Why get pre-approved versus pre-qualified? Pre-qualification is simply when a lender pulls your credit and verbally acknowledges what your employment income is and what your current assets are in checking, savings, retirement account. A lot of people will go off and start looking for homes with a pre-qualification.

Why do you not want to do that? Because you haven’t provided the lender with all of the information that’s required to actually make the loan decision, so we prefer you do is provide us with thirty days of pay stubs, most of, sixty days of bank statements, most recent two years of tax returns and W-2’s. We like to get all that information.
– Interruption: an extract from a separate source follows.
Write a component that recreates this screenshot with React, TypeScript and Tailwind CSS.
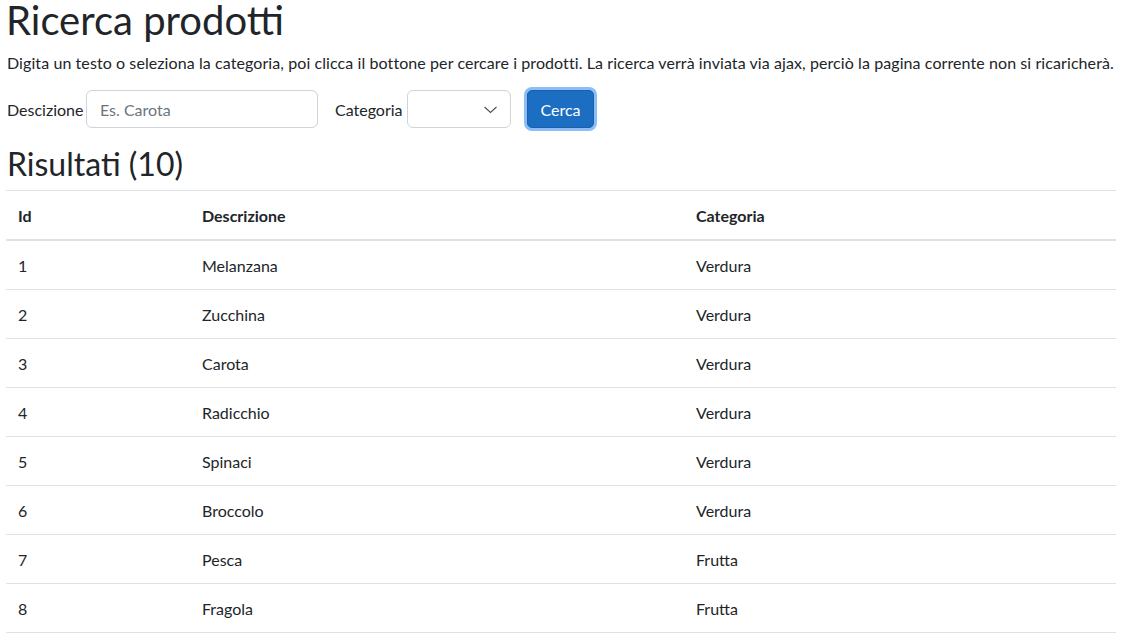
const rows: [number, string, string][] = [
  [1, "Melanzana", "Verdura"],
  [2, "Zucchina", "Verdura"],
  [3, "Carota", "Verdura"],
  [4, "Radicchio", "Verdura"],
  [5, "Spinaci", "Verdura"],
  [6, "Broccolo", "Verdura"],
  [7, "Pesca", "Frutta"],
  [8, "Fragola", "Frutta"],
  [9, "Mela", "Frutta"],
  [10, "Pera", "Frutta"],
];

export default function App() {
  return (
    <div className="bg-white text-[#212529] font-['Lato',sans-serif] pl-[6px] w-[1116px] pb-4">
      <h1 className="text-[40px] leading-[40px] font-normal m-0">Ricerca prodotti</h1>
      <p className="text-[16px] leading-[24px] mt-[11px] pl-px tracking-[0.085px]">
        Digita un testo o seleziona la categoria, poi clicca il bottone per cercare i prodotti. La ricerca verrà inviata via ajax, perciò la pagina corrente non si ricaricherà.
      </p>
      <div className="flex items-center h-[38px] mt-[15px] text-[16px]">
        <label className="pl-px pt-[2px] mr-[5px] w-[75px] whitespace-nowrap">Descizione</label>
        <input
          className="w-[232px] h-[38px] border border-[#ced4da] rounded-[6px] px-[13px] text-[16px] placeholder:text-[#6c757d] outline-none"
          placeholder="Es. Carota"
        />
        <label className="ml-[17px] pt-[2px] mr-[4px] w-[68px] whitespace-nowrap">Categoria</label>
        <div className="relative w-[104px] h-[38px] border border-[#ced4da] rounded-[6px]">
          <svg className="absolute left-[76px] top-[15px]" width="13" height="8" viewBox="0 0 13 8">
            <path d="M0.5 1 L6.5 6.5 L12.5 1" fill="none" stroke="#495057" strokeWidth="1.1" />
          </svg>
        </div>
        <button className="ml-[16px] w-[67px] h-[38px] rounded-[5px] bg-[#1b6ec2] border border-[#1861ac] text-white text-[16px] pt-px shadow-[0_0_0_3px_#8cbdf4]">
          Cerca
        </button>
      </div>
      <h2 className="text-[32px] leading-[38px] font-normal mt-[17px] mb-[7px] pl-px">Risultati (10)</h2>
      <table className="w-[1110px] border-collapse text-[16px] leading-[24px] table-fixed">
        <colgroup>
          <col className="w-[184px]" />
          <col className="w-[494px]" />
          <col />
        </colgroup>
        <thead>
          <tr className="border-t border-[#dee2e6] border-b-2 border-b-[#dee2e6]">
            <th className="text-left font-bold px-[12px] pt-[13px] pb-[11px]">Id</th>
            <th className="text-left font-bold px-[12px] pt-[13px] pb-[11px]">Descrizione</th>
            <th className="text-left font-bold px-[12px] pt-[13px] pb-[11px]">Categoria</th>
          </tr>
        </thead>
        <tbody>
          {rows.map(([id, d, c]) => (
            <tr key={id} className="border-b border-[#dee2e6]">
              <td className="px-[12px] pt-[13px] pb-[11px]">{id}</td>
              <td className="px-[12px] pt-[13px] pb-[11px]">{d}</td>
              <td className="px-[12px] pt-[13px] pb-[11px]">{c}</td>
            </tr>
          ))}
        </tbody>
      </table>
    </div>
  );
}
That way we can actually pre-approve you, where there’s no unknowns and there’s nothing that’s going to pop-up when you come in.

You find a house with a pre-qualifications and you bring all your documentation in, then all of a sudden, oh wow. Something popped up on your pay stub that you maybe received commission income that you didn’t disclose, or maybe you have un-reimbursed employee expenses that you write off on your tax returns that you didn’t disclose, or maybe you have deposits that went into your bank account that aren’t from your normal payroll that you didn’t disclose, and then, all of a sudden, now you’ve got to jump through all these hoops and document all this stuff, so it’s better to get all this documentation in early, get a pre-approval versus pre-qualification. That way, once you find a home, and you bring us the contract, the process is streamlined. It’s less frustrating. It’s less aggravating, and we can actually close the loan early. That’s why you would want a pre-approval versus a pre-qualification.